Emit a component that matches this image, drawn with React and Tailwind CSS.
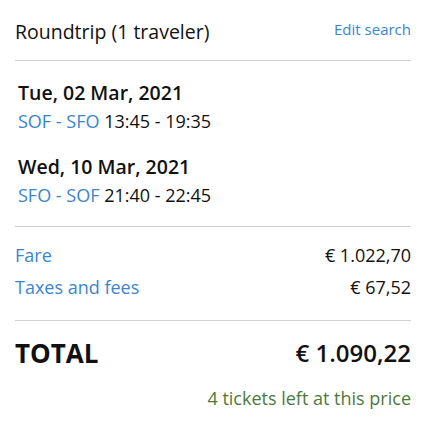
const FONT = { fontFamily: '"Open Sans", "Noto Sans", sans-serif' };

const LEGS = [
  { date: "Tue, 02 Mar, 2021", route: "SOF - SFO", time: "13:45 - 19:35" },
  { date: "Wed, 10 Mar, 2021", route: "SFO - SOF", time: "21:40 - 22:45" },
];

export default function App() {
  return (
    <div className="w-[426px] h-[425px] bg-white text-[#111]" style={FONT}>
      <div className="px-[15px] pt-[18px]">
        <div className="flex items-start justify-between pb-[14px] border-b border-[#d0d0d0]">
          <h2 className="text-[19.5px] leading-[28px]">Roundtrip (1 traveler)</h2>
          <a className="text-[15px] leading-[22px] text-[#3a85cf]">Edit search</a>
        </div>

        <div className="px-[3px] pt-[18px] pb-[17px] border-b border-[#d0d0d0] flex flex-col gap-[18px]">
          {LEGS.map((leg, i) => (
            <div key={i}>
              <p className="text-[19.5px] leading-[28px] font-semibold">{leg.date}</p>
              <p className="text-[18px] leading-[27px] mt-[1px]">
                <span className="text-[#3a85cf]">{leg.route}</span> {leg.time}
              </p>
            </div>
          ))}
        </div>

        <div className="pt-[15px] pb-[19px] border-b border-[#d0d0d0] text-[18px] leading-[27px] flex flex-col gap-[5px]">
          <div className="flex justify-between">
            <span className="text-[#3a85cf]">Fare</span>
            <span>€ 1.022,70</span>
          </div>
          <div className="flex justify-between">
            <span className="text-[#3a85cf]">Taxes and fees</span>
            <span>€ 67,52</span>
          </div>
        </div>

        <div className="flex justify-between items-center pt-[15px] leading-[34px]">
          <span className="font-bold text-[26px]">TOTAL</span>
          <span className="font-semibold text-[24px]">€ 1.090,22</span>
        </div>
        <p className="text-right text-[18px] leading-[27px] mt-[15px] text-[#4d7a3c]">4 tickets left at this price</p>
      </div>
    </div>
  );
}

▸ **Work required**
Leaving out the pictures, repeat the data above exactly.

▸ **Response to the task**
Emit a component that matches this image, drawn with React and Tailwind CSS.
const FONT = { fontFamily: '"Open Sans", "Noto Sans", sans-serif' };

const LEGS = [
  { date: "Tue, 02 Mar, 2021", route: "SOF - SFO", time: "13:45 - 19:35" },
  { date: "Wed, 10 Mar, 2021", route: "SFO - SOF", time: "21:40 - 22:45" },
];

export default function App() {
  return (
    <div className="w-[426px] h-[425px] bg-white text-[#111]" style={FONT}>
      <div className="px-[15px] pt-[18px]">
        <div className="flex items-start justify-between pb-[14px] border-b border-[#d0d0d0]">
          <h2 className="text-[19.5px] leading-[28px]">Roundtrip (1 traveler)</h2>
          <a className="text-[15px] leading-[22px] text-[#3a85cf]">Edit search</a>
        </div>

        <div className="px-[3px] pt-[18px] pb-[17px] border-b border-[#d0d0d0] flex flex-col gap-[18px]">
          {LEGS.map((leg, i) => (
            <div key={i}>
              <p className="text-[19.5px] leading-[28px] font-semibold">{leg.date}</p>
              <p className="text-[18px] leading-[27px] mt-[1px]">
                <span className="text-[#3a85cf]">{leg.route}</span> {leg.time}
              </p>
            </div>
          ))}
        </div>

        <div className="pt-[15px] pb-[19px] border-b border-[#d0d0d0] text-[18px] leading-[27px] flex flex-col gap-[5px]">
          <div className="flex justify-between">
            <span className="text-[#3a85cf]">Fare</span>
            <span>€ 1.022,70</span>
          </div>
          <div className="flex justify-between">
            <span className="text-[#3a85cf]">Taxes and fees</span>
            <span>€ 67,52</span>
          </div>
        </div>

        <div className="flex justify-between items-center pt-[15px] leading-[34px]">
          <span className="font-bold text-[26px]">TOTAL</span>
          <span className="font-semibold text-[24px]">€ 1.090,22</span>
        </div>
        <p className="text-right text-[18px] leading-[27px] mt-[15px] text-[#4d7a3c]">4 tickets left at this price</p>
      </div>
    </div>
  );
}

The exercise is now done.